DOMA Damages Same-Sex Families and Their Children

(Excerpted from the ABA Family Advocate)

As Justice Ginsburg famously noted in 1996, the history of our constitution is the history of extending constitutional protections to those who were once ignored or excluded from American society. [United States v. Virginia, 518 U.S. 515 (1996)]. That journey to citizenship is well under way for gay, lesbian, bisexual, and transgender Americans as well. The first efforts to secure legal respect for committed relationships, inspired by the U.S. Supreme Court’s crucial 1967 decision in Loving v. Virginia, 388 U.S. 1 (1967), striking down state “anti-miscegenation” laws, were summarily dismissed, a mark of gay people’s outsider status at that time. See, e.g., Baker v. Nelson, 191 N.W.2d 185 (Minn. 1971).

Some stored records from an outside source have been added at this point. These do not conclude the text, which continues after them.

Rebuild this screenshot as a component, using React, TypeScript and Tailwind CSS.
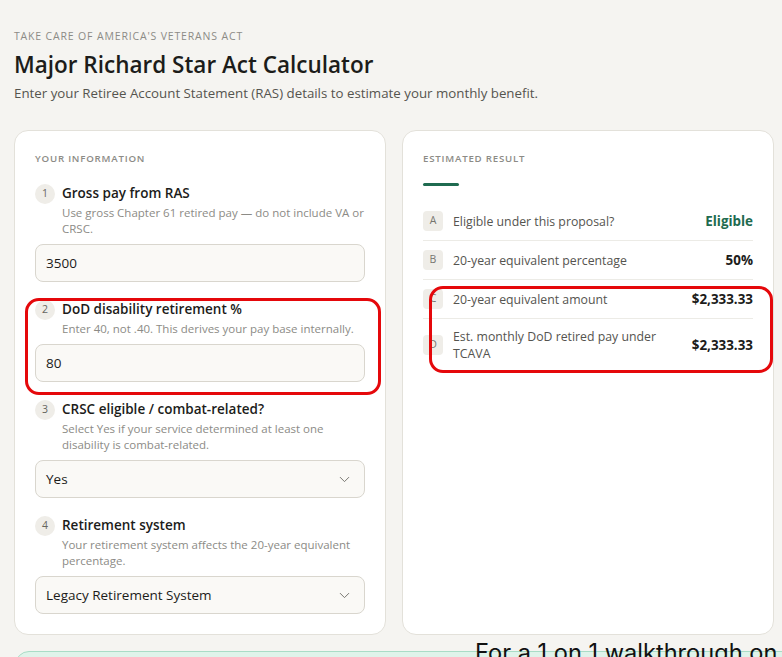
import { ChevronDown } from "lucide-react";

const font = { fontFamily: '"Open Sans", "Noto Sans", sans-serif' };

type Field = {
  n: string;
  label: string;
  hint: string;
  value: string;
  select?: boolean;
};

const fields: Field[] = [
  {
    n: "1",
    label: "Gross pay from RAS",
    hint: "Use gross Chapter 61 retired pay — do not include VA or CRSC.",
    value: "3500",
  },
  {
    n: "2",
    label: "DoD disability retirement %",
    hint: "Enter 40, not .40. This derives your pay base internally.",
    value: "80",
  },
  {
    n: "3",
    label: "CRSC eligible / combat-related?",
    hint: "Select Yes if your service determined at least one disability is combat-related.",
    value: "Yes",
    select: true,
  },
  {
    n: "4",
    label: "Retirement system",
    hint: "Your retirement system affects the 20-year equivalent percentage.",
    value: "Legacy Retirement System",
    select: true,
  },
];

const rows = [
  { k: "A", label: "Eligible under this proposal?", value: "Eligible", green: true },
  { k: "B", label: "20-year equivalent percentage", value: "50%" },
  { k: "C", label: "20-year equivalent amount", value: "$2,333.33" },
  { k: "D", label: "Est. monthly DoD retired pay under TCAVA", value: "$2,333.33" },
];

function FieldBlock({ f }: { f: Field }) {
  return (
    <div className="flex flex-col">
      <div className="flex items-start gap-[7px]">
        <span className="mt-px flex h-5 w-5 shrink-0 items-center justify-center rounded-full bg-[#efede8] text-[10.5px] text-[#66655f]">
          {f.n}
        </span>
        <div className="flex flex-col">
          <span className="text-[13.5px] font-semibold leading-5 text-[#1c1c1a]">{f.label}</span>
          <span className="mt-0.5 text-[11.5px] leading-4 text-[#8c8b86]">{f.hint}</span>
        </div>
      </div>
      <div className="mt-[7px] flex h-[38px] items-center justify-between rounded-lg border border-[#d9d6ce] bg-[#faf9f6] pl-[10px] pr-[11px] text-[13.5px] text-[#1c1c1a]">
        <span>{f.value}</span>
        {f.select && <ChevronDown size={17} strokeWidth={1.4} className="text-[#76756f]" />}
      </div>
    </div>
  );
}

export default function App() {
  return (
    <div className="relative min-h-[657px] overflow-hidden bg-[#f5f4f1]" style={font}>
      <div className="w-[760px] pl-[14px] pt-[28px]">
        <div className="text-[10.5px] font-medium uppercase leading-4 tracking-[0.08em] text-[#8c8b86]">
          Take care of America's Veterans Act
        </div>
        <h1 className="mt-[7px] text-[22.5px] font-semibold leading-7 text-[#1c1c1a]">
          Major Richard Star Act Calculator
        </h1>
        <p className="mt-[4px] text-[13.3px] leading-5 text-[#55544f]">
          Enter your Retiree Account Statement (RAS) details to estimate your monthly benefit.
        </p>
      </div>

      <div className="ml-[14px] mt-[27px] grid w-[760px] grid-cols-2 gap-4">
        <div className="relative rounded-[14px] border border-[#e3e1da] bg-white p-5">
          <div className="text-[9.7px] font-semibold uppercase leading-4 tracking-[0.08em] text-[#8c8b86]">
            Your information
          </div>
          <div className="mt-4 flex flex-col gap-[17px]">
            {fields.map((f) => (
              <FieldBlock key={f.n} f={f} />
            ))}
          </div>
          <div className="pointer-events-none absolute left-[10px] top-[167px] h-[97px] w-[356px] rounded-[14px] border-[3px] border-[#e5080b]" />
        </div>

        <div className="relative rounded-[14px] border border-[#e3e1da] bg-white p-5">
          <div className="text-[9.7px] font-semibold uppercase leading-4 tracking-[0.08em] text-[#8c8b86]">
            Estimated result
          </div>
          <div className="mt-4 h-[3px] w-9 rounded-full bg-[#1f6b50]" />
          <div className="mt-4 flex flex-col">
            {rows.map((r, i) => (
              <div
                key={r.k}
                className={`flex items-center gap-[10px] py-[9px] ${i < rows.length - 1 ? "border-b border-[#ecebe6]" : ""}`}
              >
                <span className="flex h-5 w-5 shrink-0 items-center justify-center rounded bg-[#efede8] text-[10.5px] text-[#76756f]">
                  {r.k}
                </span>
                <span className="flex-1 pr-6 text-[12.3px] leading-[17px] text-[#55544f]">{r.label}</span>
                <span
                  className={`text-[13.4px] font-bold ${r.green ? "text-[#1f6b50]" : "text-[#1c1c1a]"}`}
                >
                  {r.value}
                </span>
              </div>
            ))}
          </div>
          <div className="pointer-events-none absolute left-[26px] top-[155px] h-[87px] w-[344px] rounded-[14px] border-[3px] border-[#e5080b]" />
        </div>
      </div>

      <div className="ml-[15px] mt-4 h-[60px] w-[800px] rounded-[14px] border border-[#a9dcc6] bg-[#dff3ea]" />

      <div
        className="absolute left-[475px] top-[639px] whitespace-nowrap text-[23.6px] leading-7 text-[#111]"
        style={{ fontFamily: 'Inter, "Liberation Sans", sans-serif' }}
      >
        For a 1 on 1 walkthrough on
      </div>
    </div>
  );
}
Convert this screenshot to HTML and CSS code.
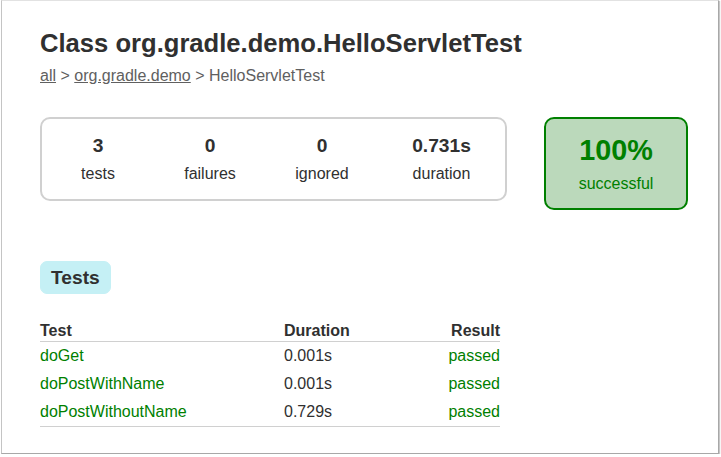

Over the years, however, the larger community has come to understand that gay people are part of the fabric of American life, a perception confirmed by a historical review of polling information. See Karlyn Bowman & Adam Foster, Attitudes About Homosexuality & Gay Marriage, American Enterprise Institute for Public Policy Research (June 3, 2008). In addition to issues such as hate crime laws, nondiscrimination in employment, housing and public accommodations, and parenting issues, same-sex couples also are seeking to take on the legal obligations and commitments of marriage. Inaugurated by the Hawaii marriage litigation in the early 1990s, state courts and legislatures have been examining anew the question of what legal rights and protections should be extended to committed same-sex couples.